🤖 AI Summary
This study addresses the challenge of localizing GNSS jammers in complex indoor multipath environments, where signal ambiguity and time-varying channels severely hinder performance. The problem is formulated as a partially observable active sensing task, and this work proposes a novel approach that integrates meta-reinforcement learning with high-dimensional radio-frequency (RF) perception. Leveraging RF sequences captured by a 2×2 patch antenna array, recurrent neural network–enhanced DQN and PPO agents recursively explore the environment to infer jammer locations. Trained on ray-traced channel data generated with the Sionna simulator, the method achieves an 80.1% localization success rate across diverse scenarios, demonstrating significantly improved robustness against multipath effects and domain shifts. These results validate the effectiveness of reinforcement learning for adaptive source localization in complex electromagnetic environments.
📝 Abstract
Global navigation satellite system (GNSS) interference poses a serious threat to reliable positioning, especially in indoor and multipath-rich environments where source localization is highly challenging. In this paper, we formulate GNSS interference localization as an active sensing problem and propose a reinforcement learning (RL) framework in which an agent sequentially explores the environment to infer the position of an emitter source from radio frequency (RF) observations acquired with a 2x2 patch antenna. The localization task is modeled as a partially observable decision process, since single-snapshot measurements are often ambiguous under multipath propagation and changing channel conditions.

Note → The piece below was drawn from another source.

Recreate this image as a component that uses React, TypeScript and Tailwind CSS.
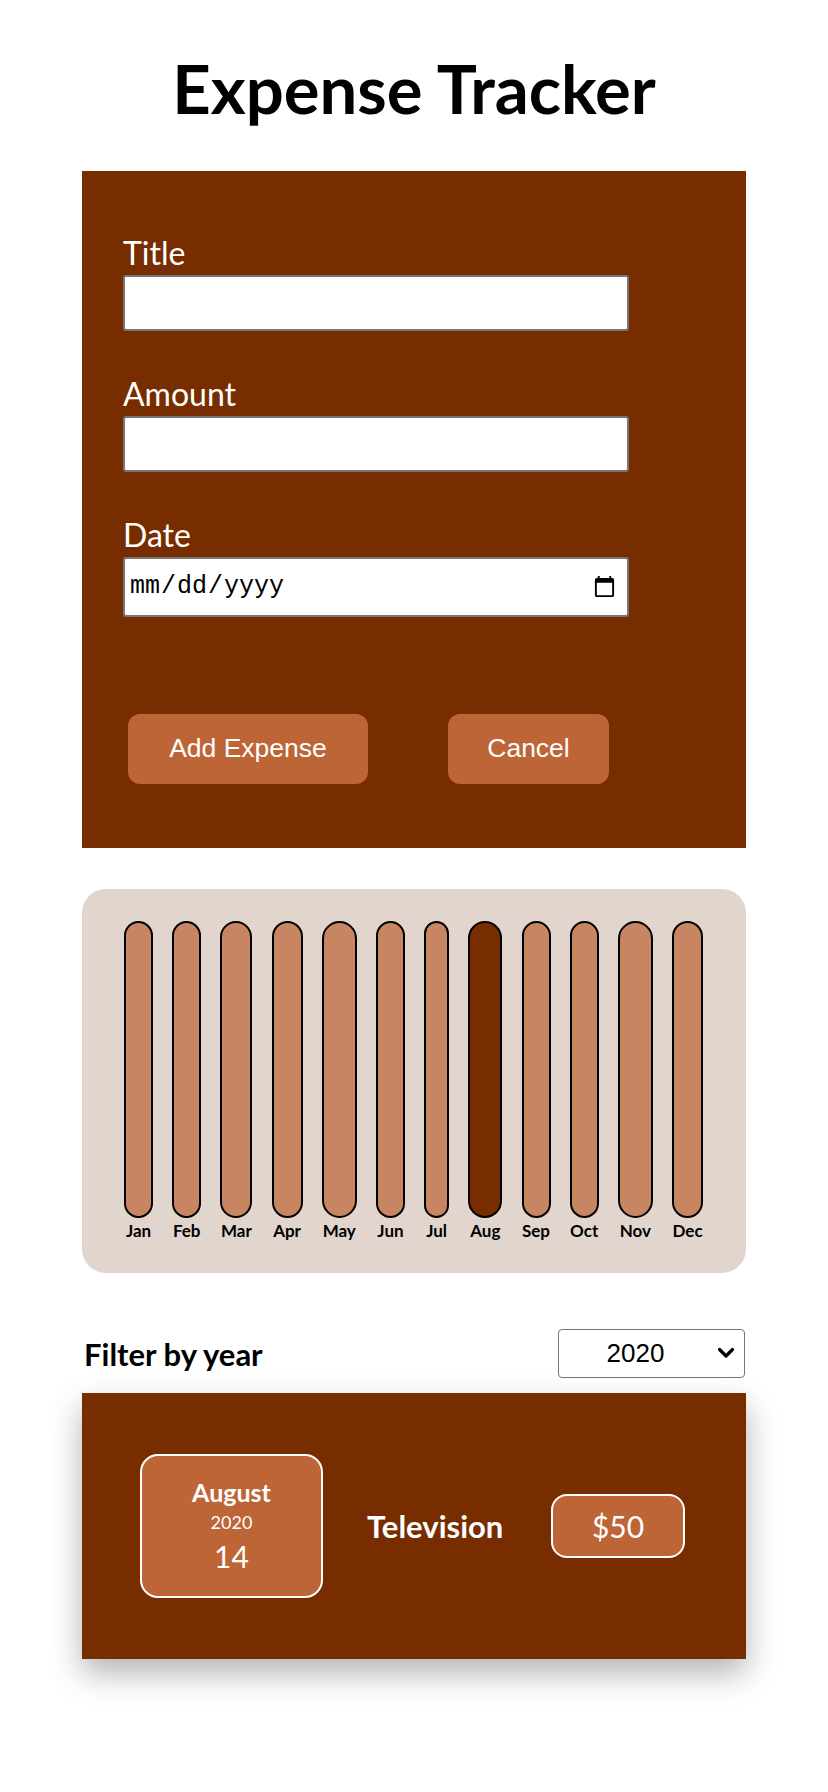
import React from "react";

const MONTHS = [
  { label: "Jan", w: 29 },
  { label: "Feb", w: 29 },
  { label: "Mar", w: 32 },
  { label: "Apr", w: 31 },
  { label: "May", w: 35 },
  { label: "Jun", w: 29 },
  { label: "Jul", w: 25 },
  { label: "Aug", w: 34, active: true },
  { label: "Sep", w: 29 },
  { label: "Oct", w: 29 },
  { label: "Nov", w: 35 },
  { label: "Dec", w: 31 },
];

function ExpenseForm() {
  return (
    <form className="mx-auto mt-[43px] w-[664px] bg-[#782d00] pl-[41px] pt-[64px] pb-[64px]">
      <label className="block text-[32px] leading-[36px] text-white">Title</label>
      <input
        type="text"
        className="mt-1 block h-[56px] w-[506px] rounded-[3px] border-2 border-[#767676] bg-white px-2 text-[24px]"
      />

      <label className="mt-[45px] block text-[32px] leading-[36px] text-white">Amount</label>
      <input
        type="number"
        className="mt-1 block h-[56px] w-[506px] rounded-[3px] border-2 border-[#767676] bg-white px-2 text-[24px]"
      />

      <label className="mt-[45px] block text-[32px] leading-[36px] text-white">Date</label>
      <input
        type="date"
        className="mt-1 block h-[60px] w-[506px] rounded-[3px] border-2 border-[#767676] bg-white pl-[4px] pr-2 font-['Liberation_Mono',monospace] text-[25px] text-black"
      />

      <div className="mt-[97px] flex items-center gap-[80px] pl-[5px]">
        <button
          type="button"
          className="h-[70px] w-[240px] rounded-[12px] bg-[#bd6536] font-['Liberation_Sans',Arial,sans-serif] text-[26.5px] text-white"
        >
          Add Expense
        </button>
        <button
          type="button"
          className="h-[70px] w-[161px] rounded-[12px] bg-[#bd6536] font-['Liberation_Sans',Arial,sans-serif] text-[26.5px] text-white"
        >
          Cancel
        </button>
      </div>
    </form>
  );
}

function Chart() {
  return (
    <div className="mx-auto mt-[41px] h-[384px] w-[664px] rounded-[24px] bg-[#e2d5cd] pl-[42px] pt-[32px]">
      <div className="flex gap-[19.2px]">
        {MONTHS.map((m) => (
          <div key={m.label} className="flex flex-col items-center" style={{ width: m.w }}>
            <div
              className={
                "h-[297px] w-full rounded-full border-2 border-black " +
                (m.active ? "bg-[#782d00]" : "bg-[#c78561]")
              }
            />
            <span className="mt-[3px] text-[17px] leading-[20px] font-bold text-black whitespace-nowrap">
              {m.label}
            </span>
          </div>
        ))}
      </div>
    </div>
  );
}

function YearFilter() {
  return (
    <div className="mx-auto mt-[56px] flex w-[664px] items-center justify-between pl-[2px]">
      <span className="text-[31px] leading-[40px] font-bold text-black">Filter by year</span>
      <div className="relative mr-[1px]">
        <select
          defaultValue="2020"
          className="h-[49px] w-[187px] appearance-none rounded-[4px] border border-[#767676] bg-white pr-[32px] text-center font-['Liberation_Sans',Arial,sans-serif] text-[26px] text-black [text-align-last:center]"
        >
          <option value="2022">2022</option>
          <option value="2021">2021</option>
          <option value="2020">2020</option>
          <option value="2019">2019</option>
        </select>
        <svg
          className="pointer-events-none absolute right-[10px] top-[18px]"
          width="18"
          height="12"
          viewBox="0 0 18 12"
          fill="none"
        >
          <path d="M2.5 2.5 L9 9 L15.5 2.5" stroke="black" strokeWidth="3.2" strokeLinecap="round" strokeLinejoin="round" />
        </svg>
      </div>
    </div>
  );
}

function ExpenseItem() {
  return (
    <div className="mx-auto mt-[15px] flex h-[266px] w-[664px] items-center bg-[#782d00] pl-[58px] shadow-[0_14px_30px_rgba(0,0,0,0.3)]">
      <div className="flex h-[144px] w-[183px] flex-col items-center justify-center rounded-[18px] border-2 border-white bg-[#bd6536] text-white">
        <span className="mb-[5px] text-[25px] leading-[28px] font-bold">August</span>
        <span className="mb-[5px] text-[18px] leading-[22px]">2020</span>
        <span className="text-[30px] leading-[36px]">14</span>
      </div>
      <div className="ml-[44px] w-[184px]">
        <h2 className="text-[31px] leading-[40px] font-bold text-white">Television</h2>
      </div>
      <div className="flex h-[64px] w-[134px] items-center justify-center rounded-[16px] border-2 border-white bg-[#bd6536] text-[30px] text-white">
        $50
      </div>
    </div>
  );
}

export default function App() {
  return (
    <div className="min-h-[1792px] bg-white pt-[48px] font-['Lato','Open_Sans',sans-serif]">
      <h1 className="text-center text-[67px] leading-[80px] font-bold text-black">Expense Tracker</h1>
      <ExpenseForm />
      <Chart />
      <YearFilter />
      <ExpenseItem />
    </div>
  );
}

To address this, the proposed framework combines high-dimensional RF sensing with deep RL and recurrent policy learning. We investigate both value-based and policy-based approaches, namely Deep Q-Networks (DQN) and Proximal Policy Optimization (PPO), and study their behavior under domain shift. The approach is evaluated on a simulated dataset generated with the Sionna ray-tracing module, which provides realistic propagation effects and diverse environment configurations. Experimental results show that the proposed method achieves a localization success rate of 80.1%, demonstrating the potential of RL for adaptive GNSS interference localization. Overall, the results highlight simulation-assisted training as a promising direction for robust interference localization in challenging propagation environments.